CHAPTER 4: HOW TO GET OFF GAS
Getting Off Gas for renters
The 30% of Australian households that rent their home face higher barriers to electrification than owner-occupiers. Because renters pay energy bills while landlords are responsible for the upfront costs of replacing appliances or retrofits, the incentives of reduced bills and improved comfort don’t lead to energy upgrades in rental homes. One study found that worse energy efficiency means that renters pay 8% more in energy bills than owner-occupiers in like-for-like homes.
What are the rules?
Rental regulations are set by each state and territory, so it is important to check your local regulations. For advice on your rights, a good place to start is with your state or territory’s Tenants’ Union (see list below).
In general, landlords are responsible for providing and maintaining fixed appliances (such as heating, hot water, and stoves) while renters are responsible for portable appliances (such as a fridge or TV).
There are no regulations in place in Australia requiring landlords to provide electric over gas appliances. States and territories are considering introducing or expanding minimum energy efficiency standards that must be met by all rental homes, but these currently do not include any bans on gas.
In many locations, there is no formal requirement to provide appliances at all. Victoria requires that a fixed heater must be provided in all rental properties, with a (low) minimum energy efficiency rating of 2 stars. Meanwhile, the weatherproofing and energy efficiency of rental homes is also poorly regulated. Only the ACT requires insulation in all rental homes; as of 2023 Victoria has promised but not enacted similar insulation requirements.
Community advocates are calling for expanded minimum standards for all rental homes, including good energy efficiency and steps to ensure renters are included in the energy transition. Measures that might be introduced in the future include requiring insulation and efficient appliances and requiring all homes to meet an energy efficiency benchmark score using the Residential Efficiency Scorecard or similar.
Seeking improvements from your landlord
As a renter you can request repairs when required. If a gas appliance is broken and needs replacement, it is worth requesting consideration of an efficient, all-electric alternative.
While many property managers or owners are likely to simply replace like-for-like appliances, choosing all-electric appliances is unlikely to significantly increase upfront costs and avoids future costs of replacement, as well as providing benefits to tenants. Templates of letters requesting repairs or improvements are available from Tenants Victoria and Environment Victoria.
As a renter you shouldn’t be required to pay for the upfront cost of new fixed appliances or energy retrofits, since the benefit ultimately accrues to the landlord. Renters can be pro-active in seeking out quotes or costing appliances before contacting their agent or housing provider, which could ensure a different outcome.
Solar Victoria offers a rebate program for solar panels for rented homes. The program includes advice and templates on structuring an agreement between landlords and tenants. Agreements may involve increases to rent payments, noting that these increases should be smaller than the bill savings from solar.
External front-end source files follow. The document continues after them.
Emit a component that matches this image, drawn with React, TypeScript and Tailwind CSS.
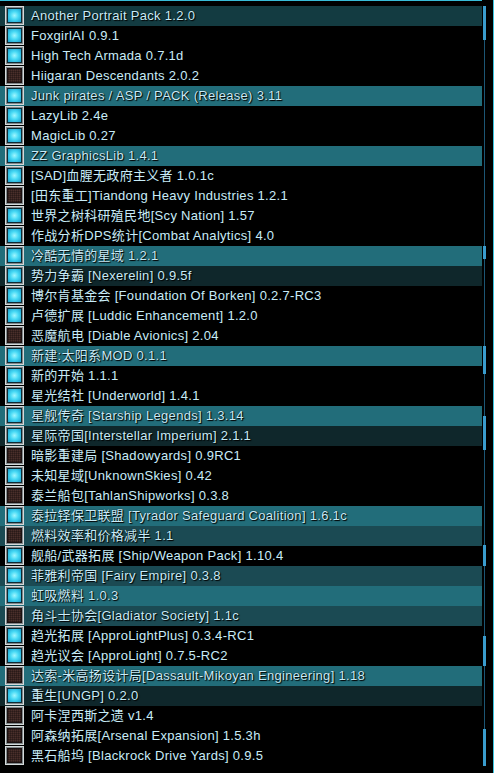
import React from "react";

type Mod = { name: string; on: boolean; bg?: string };

const TEAL = "bg-[#226d7a]";
const DEEP = "bg-[#133b41]";
const DARK = "bg-[#0f272b]";
const MID = "bg-[#1b4a53]";

const mods: Mod[] = [
  { name: "Another Portrait Pack 1.2.0", on: true, bg: DEEP },
  { name: "FoxgirlAI 0.9.1", on: true },
  { name: "High Tech Armada 0.7.1d", on: true },
  { name: "Hiigaran Descendants 2.0.2", on: false },
  { name: "Junk pirates / ASP / PACK (Release) 3.11", on: true, bg: TEAL },
  { name: "LazyLib 2.4e", on: true },
  { name: "MagicLib 0.27", on: true },
  { name: "ZZ GraphicsLib 1.4.1", on: true, bg: TEAL },
  { name: "[SAD]血腥无政府主义者 1.0.1c", on: true },
  { name: "[田东重工]Tiandong Heavy Industries 1.2.1", on: false },
  { name: "世界之树科研殖民地[Scy Nation] 1.57", on: true },
  { name: "作战分析DPS统计[Combat Analytics] 4.0", on: true },
  { name: "冷酷无情的星域 1.2.1", on: true, bg: TEAL },
  { name: "势力争霸 [Nexerelin] 0.9.5f", on: true, bg: DARK },
  { name: "博尔肯基金会 [Foundation Of Borken] 0.2.7-RC3", on: true },
  { name: "卢德扩展 [Luddic Enhancement] 1.2.0", on: true },
  { name: "恶魔航电 [Diable Avionics] 2.04", on: false },
  { name: "新建:太阳系MOD 0.1.1", on: true, bg: TEAL },
  { name: "新的开始 1.1.1", on: true },
  { name: "星光结社 [Underworld] 1.4.1", on: true },
  { name: "星舰传奇 [Starship Legends] 1.3.14", on: true, bg: TEAL },
  { name: "星际帝国[Interstellar Imperium] 2.1.1", on: true, bg: DARK },
  { name: "暗影重建局 [Shadowyards] 0.9RC1", on: false },
  { name: "未知星域[UnknownSkies] 0.42", on: true },
  { name: "泰兰船包[TahlanShipworks] 0.3.8", on: false },
  { name: "泰拉铎保卫联盟 [Tyrador Safeguard Coalition] 1.6.1c", on: true, bg: TEAL },
  { name: "燃料效率和价格减半 1.1", on: false, bg: MID },
  { name: "舰船/武器拓展 [Ship/Weapon Pack] 1.10.4", on: true },
  { name: "菲雅利帝国 [Fairy Empire] 0.3.8", on: true, bg: MID },
  { name: "虹吸燃料 1.0.3", on: true, bg: TEAL },
  { name: "角斗士协会[Gladiator Society] 1.1c", on: false, bg: MID },
  { name: "趋光拓展 [ApproLightPlus] 0.3.4-RC1", on: true },
  { name: "趋光议会 [ApproLight] 0.7.5-RC2", on: true },
  { name: "达索-米高扬设计局[Dassault-Mikoyan Engineering] 1.18", on: false, bg: TEAL },
  { name: "重生[UNGP] 0.2.0", on: true, bg: DARK },
  { name: "阿卡涅西斯之遗 v1.4", on: false },
  { name: "阿森纳拓展[Arsenal Expansion] 1.5.3h", on: false },
  { name: "黑石船坞 [Blackrock Drive Yards] 0.9.5", on: false },
];

// thumb fragments seen on the scrollbar (top, height)
const thumbs = [
  [6, 34],
  [246, 13],
  [346, 28],
  [416, 34],
  [545, 21],
  [636, 30],
  [729, 37],
];

function Check({ on }: { on: boolean }) {
  return (
    <div className="w-[19px] h-[19px] shrink-0 border border-[#d4d9da] bg-[#80878a] p-px">
      {on ? (
        <div className="w-full h-full border border-[#0e2a33] bg-[radial-gradient(circle,#a0f6ff_0%,#45d8f4_45%,#1a9ccb_100%)]" />
      ) : (
        <div className="w-full h-full border border-[#1a1010] bg-[#4a2f2b] bg-[linear-gradient(#00000040_1px,transparent_1px),linear-gradient(90deg,#00000040_1px,transparent_1px)] bg-[size:2px_2px]" />
      )}
    </div>
  );
}

export default function App() {
  return (
    <div className="w-[494px] h-[773px] bg-black flex overflow-hidden">
      <div className="w-[482px] flex flex-col">
        <div className="h-px bg-[#38bcd8]" />
        <div className="h-[5px]" />
        {mods.map((m) => (
          <div
            key={m.name}
            className={`h-[20px] flex items-start gap-[7px] pl-[5px] ${m.bg ?? ""}`}
          >
            <Check on={m.on} />
            <span className="leading-[20px] whitespace-nowrap text-[13px] tracking-[0.3px] text-[#c8ecf8] font-['Liberation_Sans','Noto_Sans_CJK_SC',sans-serif] [text-shadow:0_0_1px_#000,1px_1px_1px_#000]">
              {m.name}
            </span>
          </div>
        ))}
      </div>
      <div className="relative w-[11px]">
        <div className="absolute left-[2px] top-[6px] h-[760px] w-px bg-[#1c5674]" />
        {thumbs.map(([t, h]) => (
          <div
            key={t}
            className="absolute left-px w-[3px] bg-[#3a9ccd]"
            style={{ top: t, height: h }}
          />
        ))}
      </div>
      <div className="w-px bg-[#3cc6e0]" />
    </div>
  );
}
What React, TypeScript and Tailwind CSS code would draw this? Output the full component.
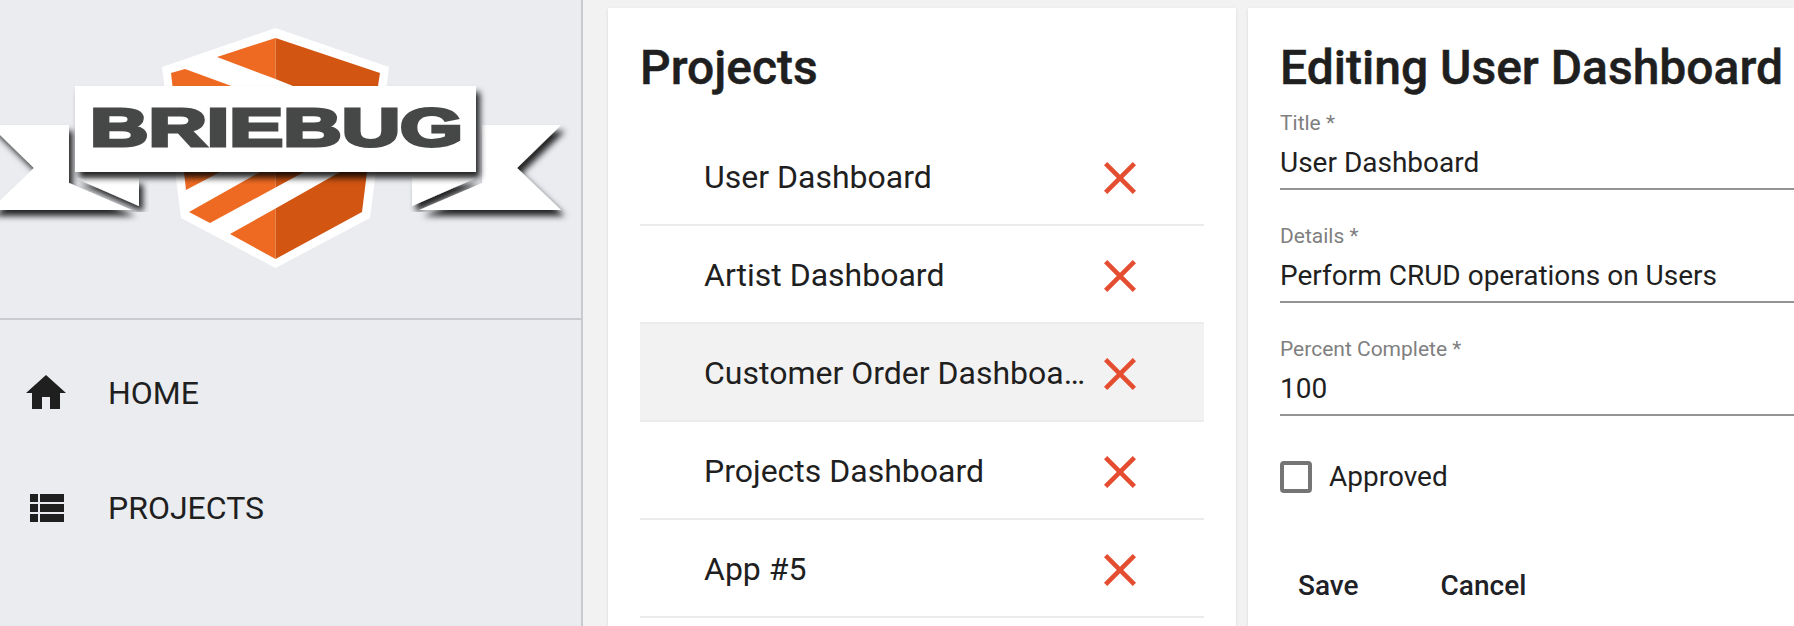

If entering into an agreement that includes rental increases it is important to secure details in writing, including any implications at the end of a lease or tenancy.
What other steps can you take?
While there is a strong case that fixed appliances for heating and cooling should be a responsibility of landlords, if you are required to provide your own portable appliances then it is worthwhile to choose an efficient, electric option. Portable reverse cycle air conditioners are available, though they do require an outlet duct and water drain hose out of a window and typically do not perform to the same efficiency level as fixed reverse cycle air conditioners.
Plug-in portable induction cooktops are widely available and relatively cheap. While the overall gas amount used in cooking is smaller than heating and hot water, so the energy bill savings are likely to be low, plug-in induction is an option for ensuring peace of mind with no indoor gas cooking.
Renters can also take reasonable steps to improve the thermal efficiency of their home. Low-barrier steps that typically don’t require formal approval from landlords include sealing gaps and draughts; temporary window film to reduce heat transfer through windows; and installing shading (including plants if practical) to reduce summer heat.
Finally, renters can choose their own energy retailers and should consider Greenpower.